- Location: Karahasanlar, Yenipazar and Harmanköy, İnhisar villages, Bilecik Province, Turkey
- Coordinates: 40°08′55″N 30°26′27″E﻿ / ﻿40.14861°N 30.44083°E
- Area: 260 ha (640 acres)
- Established: December 26, 2012; 13 years ago
- Governing body: Directorate-General of Nature Protection and National Parks Ministry of Environment and Forest

= Harmankaya Canyon Nature Park =

Canyon in Bilecik, Turkey

Harmankaya Canyon Nature Park (Harmankaya Kanyonu Tabiat Parkı) is a canyon in Bilecik Province, western Turkey, which was declared a nature park.
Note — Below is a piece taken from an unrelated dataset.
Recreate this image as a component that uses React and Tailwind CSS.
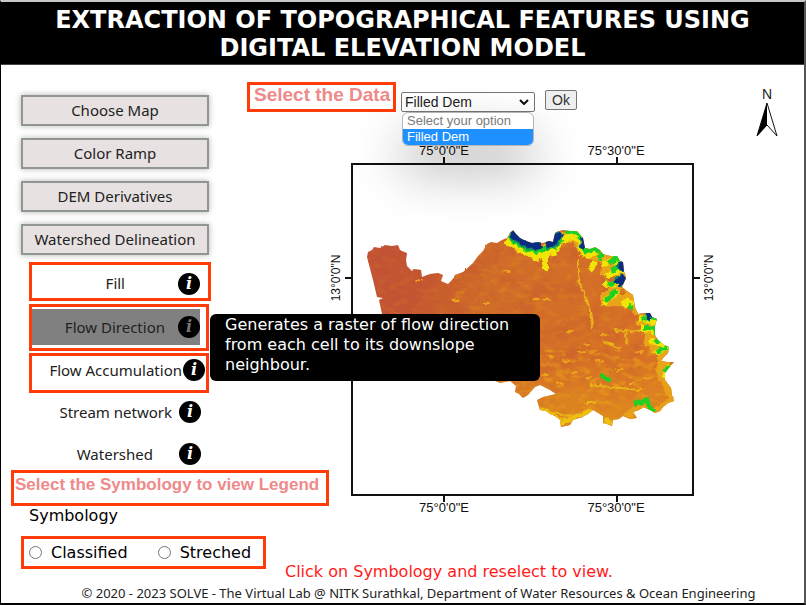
import React from "react";

const COAST =
  "M367 257 L368 252 L372 250 L374 247 L380 248 L385 245 L392 246 L398 245 L400 250 L402 251 L407 253 L406 260 L407 266 L412 271 L414 269 L421 270 L422 277 L430 274 L438 273 L443 275 L441 281 L448 284 L452 280 L455 275 L463 272 L473 263 L478 256 L483 251 L487 244 L491 242 L497 243 L502 240 L507 238 L510 233 L513 230 L516 234 L520 238 L526 241 L532 243 L538 242 L543 243 L549 241 L553 242 L555 233 L559 231 L563 230 L570 231 L577 231 L583 238 L585 248 L590 249 L595 247 L600 250 L603 254 L606 255 L611 256 L617 256 L620 261 L623 262 L624 271 L626 278 L622 287 L627 291 L633 295 L635 307 L638 314 L644 313 L650 313 L652 317 L657 319 L655 326 L655 335 L658 340 L664 345 L669 347 L668 353 L664 357 L661 361 L667 362 L674 362 L669 368 L665 373 L665 380 L671 388 L672 395 L674 401 L668 403 L663 407 L660 411 L655 413 L650 410 L643 407 L639 410 L633 412 L637 418 L630 419 L623 416 L619 419 L613 420 L612 426 L607 424 L603 423 L603 416 L598 413 L593 410 L588 414 L582 417 L573 420 L570 425 L561 427 L560 420 L555 416 L550 414 L546 411 L540 410 L537 400 L543 397 L556 394 L550 390 L540 385 L535 387 L528 395 L523 398 L519 394 L515 392 L516 386 L510 381 L500 383 L470 370 L420 352 L385 338 L382 314 L379 300 L383 298 L377 297 L373 280 Z";

const AMBER = [
  "M508 238 L520 246 L535 252 L552 248 L560 238 L576 234 L584 250 L604 258 L622 272 L621 288",
  "M612 258 L604 276 M620 282 L606 300 L632 300 L630 308",
  "M640 318 L652 330 L650 342 L664 350 L662 376",
];

const YELLOW = [
  "M506 241 L518 247 L530 253 L537 257 L548 252 L557 248 L563 240 L573 235 L580 243 L582 252 L588 256 L598 252",
  "M535 252 L536 261 M545 252 L545 270 M525 248 L527 256 M553 250 L554 256",
  "M602 264 L614 259 L622 270 L605 277 M622 283 L603 284 M618 290 L603 304 M596 262 L590 270",
  "M622 302 L634 304 M624 308 L630 300",
  "M639 318 L656 322 M640 328 L656 332 M650 340 L668 347 L656 353 M664 378 L670 365",
];

const GREEN = [
  "M509 236 L518 244 L528 249 L537 252 L546 248 L555 246 L562 240",
  "M564 231 L577 232 L582 240 L585 251 L595 249 L600 251",
  "M599 261 L603 253 M609 263 L618 257 L624 270 M611 270 L624 266 M607 284 L624 280 M617 290 L606 301",
  "M628 306 L633 308",
  "M642 320 L650 314 L657 320 M644 328 L656 328 L655 335 M655 340 L660 341 M657 352 L668 347 M664 373 L669 366",
  "M600 376 L611 380 M634 404 L646 400 L654 412",
];

const NAVY = [
  "M514 231 L516 237 L525 243 L534 246 L541 244",
  "M546 244 L553 243 L557 237 L561 233",
  "M584 239 L585 248",
  "M621 261 L624 270 M625 277 L617 284",
  "M647 315 L652 317",
];

const VALLEYS =
  "M578 259 L578 275 L582 290 L589 306 L593 330 M603 342 L620 348 M625 332 L628 345 M614 330 L640 332 M552 413 L573 416 M583 403 L596 403 M590 385 L640 390";

const SPECKS = [
  [420, 281], [455, 300], [487, 303], [506, 271], [547, 300], [536, 299], [570, 331],
  [586, 344], [552, 356], [582, 352], [566, 361], [604, 335], [640, 352],
  [600, 360], [620, 370], [575, 372], [590, 378], [545, 375], [647, 378], [560, 383], [632, 384],
];

function InfoIcon({ dim = false }) {
  return (
    <span
      aria-hidden="true"
      className={`flex size-[22px] shrink-0 items-center justify-center rounded-full bg-black font-['DejaVu_Serif','Liberation_Serif',serif] text-[16px] leading-none font-bold italic ${
        dim ? "text-[#777777]" : "text-white"
      }`}
    >
      i
    </span>
  );
}

function MenuButton({ children }) {
  return (
    <button
      type="button"
      className="h-[31px] w-[188px] border-2 border-[#909690] bg-[#e7e1e1] text-center leading-none whitespace-nowrap text-[#222222] shadow-[0_0_6px_rgba(0,0,0,0.3)]"
    >
      {children}
    </button>
  );
}

function Strokes({ paths, color, width }) {
  return paths.map((d) => <path key={d} d={d} stroke={color} strokeWidth={width} />);
}

function Terrain() {
  return (
    <g>
      <defs>
        <clipPath id="basin">
          <path d={COAST} />
        </clipPath>
        <linearGradient id="base" x1="0" x2="1" y1="0.1" y2="0.3">
          <stop offset="0" stopColor="#c25236" />
          <stop offset="0.2" stopColor="#c45632" />
          <stop offset="0.4" stopColor="#cf6a2a" />
          <stop offset="1" stopColor="#d87226" />
        </linearGradient>
        <linearGradient id="lowland" x1="0" x2="0" y1="0" y2="1">
          <stop offset="0.65" stopColor="#e8a015" stopOpacity="0" />
          <stop offset="1" stopColor="#e8a015" stopOpacity="0.6" />
        </linearGradient>
        <filter id="grain" x="0" y="0" width="1" height="1" colorInterpolationFilters="sRGB">
          <feTurbulence type="fractalNoise" baseFrequency="0.09 0.16" numOctaves="4" seed="7" />
          <feColorMatrix values="0 0 0 0 0.92  0 0 0 0 0.64  0 0 0 0 0.1  3.2 0 0 0 -1.5" />
        </filter>
        <filter id="shade" x="0" y="0" width="1" height="1" colorInterpolationFilters="sRGB">
          <feTurbulence type="fractalNoise" baseFrequency="0.05" numOctaves="4" seed="21" />
          <feColorMatrix values="0 0 0 0 0.77  0 0 0 0 0.33  0 0 0 0 0.2  0 4 0 0 -1.8" />
        </filter>
        <filter id="rough" x="-0.1" y="-0.1" width="1.2" height="1.2" colorInterpolationFilters="sRGB">
          <feTurbulence type="fractalNoise" baseFrequency="0.2" numOctaves="2" seed="4" />
          <feDisplacementMap in="SourceGraphic" scale="6" xChannelSelector="R" yChannelSelector="G" />
          <feGaussianBlur stdDeviation="0.7" />
        </filter>
        <filter id="edge" x="-0.05" y="-0.05" width="1.1" height="1.1" colorInterpolationFilters="sRGB">
          <feTurbulence type="fractalNoise" baseFrequency="0.25" numOctaves="1" seed="9" />
          <feDisplacementMap in="SourceGraphic" scale="2" xChannelSelector="R" yChannelSelector="G" />
        </filter>
      </defs>
      <g filter="url(#edge)">
        <path d={COAST} fill="url(#base)" />
        <g clipPath="url(#basin)">
          <rect x="365" y="228" width="312" height="202" filter="url(#shade)" opacity="0.3" />
          <path d="M480 225 H680 V430 H480 Z" fill="url(#lowland)" />
          <rect x="455" y="228" width="222" height="132" filter="url(#grain)" opacity="0.25" />
          <rect x="500" y="350" width="177" height="80" filter="url(#grain)" opacity="0.6" />
          <rect x="365" y="228" width="100" height="102" filter="url(#grain)" opacity="0.15" />
          <g fill="none" filter="url(#rough)" strokeLinejoin="round">
            <path d="M626 285 L634 297 L638 315 M656 340 L664 350 L662 376 L674 401 L655 413 L643 407 L625 417" stroke="#e7a018" strokeWidth="8" />
            <path d="M540 408 L562 422 L575 418 L592 410 M604 420 L614 424" stroke="#ecc012" strokeWidth="5" />
            <Strokes paths={AMBER} color="#e8a51a" width="12" />
            <Strokes paths={YELLOW} color="#f2e406" width="6" />
            <path d={VALLEYS} stroke="#e9b416" strokeWidth="2" />
            <Strokes paths={GREEN} color="#1fd024" width="5" />
            <Strokes paths={NAVY} color="#17836c" width="10" />
            <Strokes paths={NAVY} color="#0b2d80" width="7" />
          </g>
          <g filter="url(#rough)" fill="#eaa31b">
            {SPECKS.map(([x, y]) => <ellipse key={`${x}-${y}`} cx={x} cy={y} rx="4" ry="1.2" />)}
          </g>
        </g>
      </g>
    </g>
  );
}

function MapFigure() {
  return (
    <svg viewBox="328 142 390 374" className="h-[374px] w-[390px] shrink-0" role="img" aria-label="Filled DEM map">
      <Terrain />
      <g fill="none" stroke="#111111" strokeWidth="2">
        <rect x="352" y="164" width="341" height="331" />
        <path d="M444 157 V164 M617 157 V164 M444 495 V502 M617 495 V502 M345 278 H352 M693 278 H700" />
      </g>
      <g className="font-['Liberation_Sans',Arial,sans-serif] text-[12px]" fill="#111111" textAnchor="middle">
        <g className="text-[13px]">
          <text x="444" y="155">75°0'0"E</text>
          <text x="616" y="155">75°30'0"E</text>
          <text x="444" y="512">75°0'0"E</text>
          <text x="616" y="512">75°30'0"E</text>
        </g>
        <text transform="translate(340 278) rotate(-90)">13°0'0"N</text>
        <text transform="translate(713 278) rotate(-90)">13°0'0"N</text>
      </g>
    </svg>
  );
}

function NorthArrow() {
  return (
    <svg viewBox="0 0 24 52" className="h-[52px] w-6" role="img" aria-label="North">
      <text x="12" y="13" textAnchor="middle" fill="#222222" className="font-['Liberation_Sans',Arial,sans-serif] text-[14px]">N</text>
      <path d="M12 17 L2 50 L12 39 L22 50 Z" fill="#ffffff" stroke="#111111" strokeWidth="1" />
      <path d="M12 17 L2 50 L12 39 Z" fill="#000000" />
    </svg>
  );
}

export default function App() {
  return (
    <div className="flex min-h-screen flex-col border-t-2 border-r-2 border-b-2 border-l border-t-[#c4c8c6] border-r-[#555555] border-b-black border-l-black bg-white font-['Noto_Sans','Open_Sans',sans-serif] text-[15px] text-[#222222]">
      <header className="border-b border-[#444444] bg-black px-12 pt-1 pb-[2px] text-center">
        <h1 className="font-['DejaVu_Sans',Verdana,sans-serif] text-[24px] leading-7 font-bold whitespace-nowrap text-white">
          EXTRACTION OF TOPOGRAPHICAL FEATURES USING
          <br />
          DIGITAL ELEVATION MODEL
        </h1>
      </header>

      <main className="flex flex-1">
        <div className="w-[246px] shrink-0 pt-[30px]">
          <nav className="flex flex-col gap-3 pl-5">
            <MenuButton>Choose Map</MenuButton>
            <MenuButton>Color Ramp</MenuButton>
            <MenuButton>DEM Derivatives</MenuButton>
            <MenuButton>Watershed Delineation</MenuButton>
          </nav>

          <ul className="flex flex-col pt-[7px] pl-7 whitespace-nowrap">
            <li className="flex h-[39px] w-[182px] border-3 border-[#ff3c0a]">
              <button type="button" className="flex flex-1 items-center justify-end gap-[53px] pt-1 pr-2">
                Fill <InfoIcon />
              </button>
            </li>
            <li className="relative mt-[3px] flex h-[47px] w-[180px] border-3 border-[#ff3c0a] py-[2px]">
              <button type="button" className="flex h-9 w-[168px] items-center justify-end gap-[13px] bg-[#808080]">
                Flow Direction <InfoIcon dim />
              </button>
              <div
                role="tooltip"
                className="absolute top-[7px] left-[178px] z-20 w-[330px] rounded-md bg-black px-[15px] pt-px pb-[6px] font-['DejaVu_Sans',Verdana,sans-serif] text-[16px] leading-5 whitespace-normal text-white"
              >
                Generates a raster of flow direction from each cell to its downslope neighbour.
              </div>
            </li>
            <li className="mt-[2px] flex h-10 w-[180px] border-3 border-[#ff3c0a]">
              <button type="button" className="flex flex-1 items-center justify-end gap-px pr-px pb-[6px]">
                Flow Accumulation <InfoIcon />
              </button>
            </li>
            <li className="mt-[3px] flex h-8 w-[172px]">
              <button type="button" className="flex flex-1 items-center justify-end gap-[7px]">
                Stream network <InfoIcon />
              </button>
            </li>
            <li className="mt-[10px] flex h-8 w-[172px]">
              <button type="button" className="flex flex-1 items-center justify-end gap-[26px]">
                Watershed <InfoIcon />
              </button>
            </li>
          </ul>

          <p className="ml-[10px] h-9 w-[318px] border-3 border-[#ff3c0a] pl-px font-['Liberation_Sans',Arial,sans-serif] text-[17px] leading-6 font-bold whitespace-nowrap text-[#ee8a8a]">
            Select the Symbology to view Legend
          </p>

          <fieldset className="font-['DejaVu_Sans',Verdana,sans-serif] text-[16px] text-black">
            <legend className="pl-7 leading-5">Symbology</legend>
            <div className="mt-[10px] ml-5 flex h-[33px] w-[245px] items-center gap-[30px] border-3 border-[#ff3c0a] pl-[5px]">
              <label className="flex items-center gap-[9px]">
                <input type="radio" name="symbology" className="size-[13px]" />
                Classified
              </label>
              <label className="flex items-center gap-[9px]">
                <input type="radio" name="symbology" className="size-[13px]" />
                Streched
              </label>
            </div>
          </fieldset>
        </div>

        <section className="flex min-w-0 flex-1 flex-col pt-[17px]">
          <div className="flex items-start font-['Liberation_Sans',Arial,sans-serif]">
            <label
              htmlFor="layer"
              className="h-[30px] w-[149px] border-3 border-[#ff3c0a] pl-1 text-[19px] leading-5 font-bold whitespace-nowrap text-[#ee8a8a]"
            >
              Select the Data
            </label>
            <div className="relative mt-[10px] ml-[5px]">
              <select
                id="layer"
                defaultValue="filled"
                className="block h-5 w-[134px] appearance-none rounded-xs border border-[#767676] bg-white pl-[3px] text-[14px] leading-4 text-[#222222]"
              >
                <option value="">Select your option</option>
                <option value="filled">Filled Dem</option>
              </select>
              <svg viewBox="0 0 10 6" className="pointer-events-none absolute top-[7px] right-[6px] h-[6px] w-[10px]" fill="none" stroke="#111111" strokeWidth="2">
                <path d="M1 1 L5 5 L9 1" />
              </svg>
              <ul
                role="listbox"
                aria-label="Options"
                className="absolute top-5 left-px z-10 w-[132px] overflow-hidden rounded-md border border-[#b5b5b5] bg-white text-[13px] leading-4 shadow-[0_25px_50px_rgba(0,0,0,0.3)]"
              >
                <li role="option" aria-selected="false" className="pl-1 text-[#7a7a7a]">Select your option</li>
                <li role="option" aria-selected="true" className="bg-[#1e90ff] pl-1 text-white">Filled Dem</li>
              </ul>
            </div>
            <button type="button" className="mt-2 ml-[10px] h-5 w-8 rounded-xs border border-[#767676] bg-[#efefef] text-[14px] leading-none text-[#333333]">
              Ok
            </button>
            <div className="mt-1 mr-[25px] ml-auto">
              <NorthArrow />
            </div>
          </div>
          <div className="mt-1 pl-[81px]">
            <MapFigure />
          </div>
          <p className="mt-[46px] pl-[38px] font-['DejaVu_Sans',Verdana,sans-serif] text-[16px] leading-5 whitespace-nowrap text-[#ff1a1a]">
            Click on Symbology and reselect to view.
          </p>
        </section>
      </main>

      <footer className="pl-8 text-center text-[13px] leading-5">
        © 2020 - 2023 SOLVE - The Virtual Lab @ NITK Surathkal, Department of Water Resources &amp; Ocean Engineering
      </footer>
    </div>
  );
}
The canyon is located between Karahasanlar village in Yenipazar district and Harmanköy village in İnhisar of Bilecik. Its distance to Karahasanlar village is 7 km and to Harmanköy about 4 km. The canyon's northern entrance is at an elevation of 520 m, the southern entrance is at 611 m while the elevation in the canyon mid measures about 400 m. It is about 3.9 km long, and its entrance is around 5 m wide. The canyon cliffs are 300–600 m high. There are two waterfalls of about 22 m height, and many others of 1.5–2 m height. The area covering 260 ha was declared as the country's 184th nature park by the Ministry of Environment and Forest on December 26, 2012.

The vegetation of the nature park consists of low trees and shrubs like oak (Quercus), juniper (Juniperus), rowan (Sorbus), terebinth (Pistacia terebinthus), willow (Salix,) and blackthorn (Prunus spinosa).